Apple and Facebook have been sparring over iOS 14’s privacy changes for months. But last week, when Facebook CEO Mark Zuckerberg accused Apple of using its dominance to prefer its own apps, it was a clear escalation. We take a look at what Apple is changing, how it will impact Facebook, and Apple CEO Tim Cook’s ideas around technology companies.
What changes has Apple introduced? Apple’s latest operating system update, iOS 14, will require apps to ask a user’s permission to track their activity and data across apps and websites operated by other companies. If users do opt-out of granting such access — which they will most likely do — it would imply that mobile apps will lose a major source of data, and thus, the ability to monetise it. Though announced in 2020, iOS 14 will be rolling out to users in spring 2021.
Zuckerberg accuses Apple of preferencing own apps
On January 27, on an earnings call, Facebook CEO Mark Zuckerberg said “we increasingly see Apple as one of our biggest competitors”, accusing Apple of using its “dominant platform position” to preference its own apps, while putting other apps at a disadvantage. “We’re also seeing Apple’s business depend more and more on gaining share in apps and services against us and other developers,” Zuckerberg added.
Apple may say that the updates are to help people, but their moves “clearly track their competitive interests”, Zuckerberg said.
How will this impact Facebook?
Of all companies, Facebook’s ecosystem would perhaps suffer most from any change that limits its view into what a user does. It has trackers embedded across apps and websites. The data is used to target ads on its multiple platforms as well as Audience Network, the company’s ad network for developers. While Apple devices may not be dominant in India, the company dominates American and other developed markets, geographies that pull in the much higher ARPUs for Facebook.
As Facebook’s executives said on the earnings call, iOS 14 will be a headwind factor for Facebook’s ads business in the coming quarters. The company expects high opt-out rates from iOS 14 as more and more Apple users update their devices.
‘Privacy’ changes will only benefit Apple bottomline: Facebook
In December, Facebook had warned that iOS 14’s App Tracking Transparency feature is about “profit, not privacy”. The feature will only benefit Apple’s bottom line.
Since it will force businesses to move from advertisements to subscriptions and other in-app payments to earn revenue, Apple would earn more revenue through its cut in the App Store. Further, Apple’s move would hurt pandemic-battered small businesses who rely on Facebook’s ad products to advertise and sell their products.
Most importantly, Facebook said Apple failed to play by its own rules, since the iOS policy won’t be applicable to Apple’s own personalised ad platform.
By default, Apple uses data it collects — including in-app purchase data that Apple collects from within apps owned by other companies — to improve the efficacy of Apple’s own ads products.
Facebook has now hit back with its own prompt, along with Apple’s, which will provide more information on how it uses personalised ads to “support small businesses” and “keep apps free”.
“If you accept the prompts for Facebook and Instagram, the ads you see on those apps won’t change.

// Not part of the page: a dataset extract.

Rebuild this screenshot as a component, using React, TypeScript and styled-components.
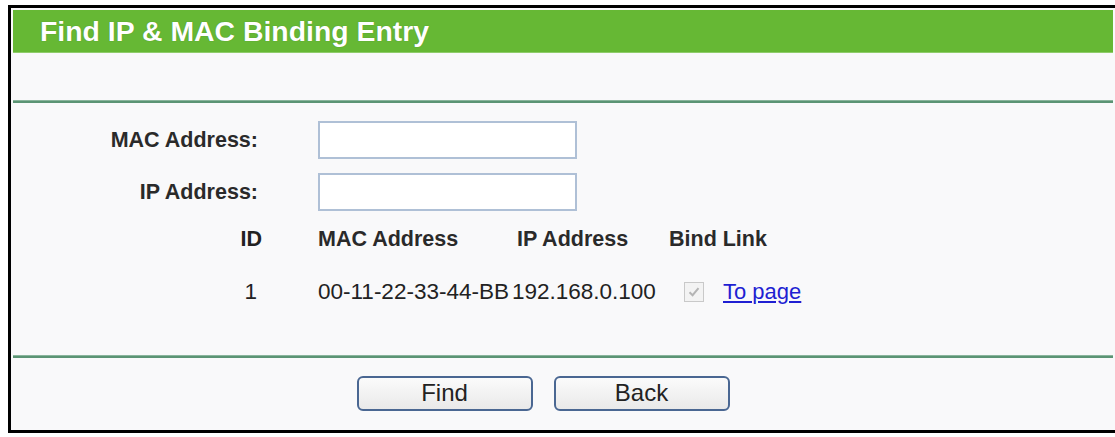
import * as React from 'react';
import styled, {createGlobalStyle} from 'styled-components';

const GlobalStyle = createGlobalStyle`
    html, body {
        margin: 0;
        padding: 0;
        background: #ffffff;
    }
    body {
        padding: 5px 1px 4px 8px;
        font-family: 'Liberation Sans', Arial, sans-serif;
    }
`;

interface Binding {
    id: number;
    mac: string;
    ip: string;
    bound: boolean;
}

const entries: Binding[] = [{id: 1, mac: '00-11-22-33-44-BB', ip: '192.168.0.100', bound: true}];

const App = () => {
    return (
        <>
            <GlobalStyle />
            <Frame>
                <Header>
                    <Title>Find IP &amp; MAC Binding Entry</Title>
                </Header>
                <Spacer />
                <Divider />
                <FormBody>
                    <FieldRow>
                        <Label>MAC Address:</Label>
                        <TextInput />
                    </FieldRow>
                    <FieldRow>
                        <Label>IP Address:</Label>
                        <TextInput />
                    </FieldRow>
                    <TableRow>
                        <IdCell bold>ID</IdCell>
                        <HeadCell>MAC Address</HeadCell>
                        <HeadCell shift={5}>IP Address</HeadCell>
                        <HeadCell>Bind Link</HeadCell>
                    </TableRow>
                    {entries.map((it) => (
                        <DataRow key={it.id}>
                            <IdCell>{it.id}</IdCell>
                            <DataCell>{it.mac}</DataCell>
                            <DataCell>{it.ip}</DataCell>
                            <DataCell>
                                <CheckBox>
                                    {it.bound && (
                                        <svg width="14" height="14" viewBox="0 0 14 14">
                                            <path
                                                d="M2.5 7.2 L5.6 10.2 L11.5 3.2"
                                                fill="none"
                                                stroke="#b4b4b4"
                                                strokeWidth="2"
                                            />
                                        </svg>
                                    )}
                                </CheckBox>
                                <PageLink href="#">To page</PageLink>
                            </DataCell>
                        </DataRow>
                    ))}
                </FormBody>
                <Divider />
                <ButtonBar>
                    <Button>Find</Button>
                    <Button>Back</Button>
                </ButtonBar>
            </Frame>
        </>
    );
};

const Frame = styled.div`
    width: 1100px;
    border: 3px solid #000000;
    padding: 2px;
    background: #f9f9fa;
    display: flex;
    flex-direction: column;
`;

const Header = styled.div`
    height: 43px;
    background-color: #66b834;
    border-bottom: 1px solid #8fcc6a;
    box-sizing: border-box;
    display: flex;
    align-items: center;
    padding-left: 27px;
`;

const Title = styled.h1`
    margin: 0;
    color: #ffffff;
    font-size: 28.4px;
    font-weight: bold;
    text-shadow: 0 0 1px rgba(40, 90, 20, 0.5);
`;

const Spacer = styled.div`
    height: 47px;
`;

const Divider = styled.div`
    height: 3px;
    background: #5b9474;
    border-top: 1px solid #8ab59c;
    box-sizing: border-box;
`;

const FormBody = styled.div`
    display: flex;
    flex-direction: column;
    padding: 18px 0 49px;
    gap: 14px;
    font-size: 22.5px;
    color: #222222;
`;

const FieldRow = styled.div`
    height: 38px;
    display: flex;
    align-items: center;
    gap: 60px;
`;

const Label = styled.span`
    width: 245px;
    text-align: right;
    font-size: 21.5px;
    font-weight: bold;
    color: #2a2a2a;
`;

const TextInput = styled.input`
    width: 259px;
    height: 38px;
    box-sizing: border-box;
    border: 2px solid #afc0d6;
    background: #ffffff;
    font-size: 18px;
    font-family: inherit;
    outline: none;
`;

const TableRow = styled.div`
    height: 28px;
    display: grid;
    grid-template-columns: 305px 194px 157px 1fr;
    align-items: center;
`;

const DataRow = styled(TableRow)`
    margin-top: 11px;
`;

const IdCell = styled.span<{bold?: boolean}>`
    text-align: right;
    padding-right: ${(props) => (props.bold ? 56 : 61)}px;
    font-size: ${(props) => (props.bold ? '21.5px' : 'inherit')};
    font-weight: ${(props) => (props.bold ? 'bold' : 'normal')};
`;

const HeadCell = styled.span<{shift?: number}>`
    font-size: 21.5px;
    font-weight: bold;
    padding-left: ${(props) => props.shift ?? 0}px;
    color: #2a2a2a;
`;

const DataCell = styled.span`
    display: flex;
    align-items: center;
    white-space: nowrap;
`;

const CheckBox = styled.span`
    width: 20px;
    height: 20px;
    box-sizing: border-box;
    margin-left: 15px;
    margin-right: 19px;
    border: 1px solid #c9c9c9;
    background: #f3f3f3;
    display: flex;
    align-items: center;
    justify-content: center;
`;

const PageLink = styled.a`
    font-size: 22px;
    color: #1f1fd2;
    text-decoration: underline;
`;

const ButtonBar = styled.div`
    height: 70px;
    display: flex;
    align-items: center;
    justify-content: center;
    gap: 21px;
    padding-right: 40px;
`;

const Button = styled.button`
    width: 176px;
    height: 35px;
    border: 2px solid #4a6792;
    border-radius: 6px;
    background: linear-gradient(#fbfbfb, #e9e9e9);
    font-family: 'Liberation Sans', Arial, sans-serif;
    font-size: 24px;
    color: #222222;
    padding: 0;
`;

export default App;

If you decline, you will still see ads, but they will be less relevant to you. Agreeing to these prompts doesn’t result in Facebook collecting new types of data. It just means that we can continue to give people better experiences. We feel that people deserve the additional context, and Apple has said that providing education is allowed.” — Facebook
The day after Zuckerberg’s comments on the call with investors, The Information reported that Facebook has been preparing an antitrust suit against Apple over its App Store rules. Facebook’s case will revolve around Apple App Store policies, which all developers except for Apple, have to abide by.
Tim Cook swings back: ‘Tech does not need troves of personal data’
The same day, Apple CEO Tim Cook delivered a keynote speech at the Computers, Privacy and Data Protection conference. Without naming Facebook, some of Cook’s remarks about data and advertising clearly point to Facebook. Some excerpts from the keynote:
The fact is that an interconnected ecosystem of companies and data brokers, of purveyors of fake news and peddlers of division, of trackers and hucksters just looking to make a quick buck, is more present in our lives than it has ever been
Technology does not need vast troves of personal data stitched together across dozens of websites and apps in order to succeed.
If a business is built on misleading users on data exploitation, on choices that are no choices at all, then it does not deserve our praise. It deserves reform.
We should not look away from the bigger picture. In a moment of rampant disinformation and conspiracy theories juiced by algorithms, we can no longer turn a blind eye to a theory of technology that says all engagement is good engagement, the longer the better, and all with the goal of collecting as much data as possible.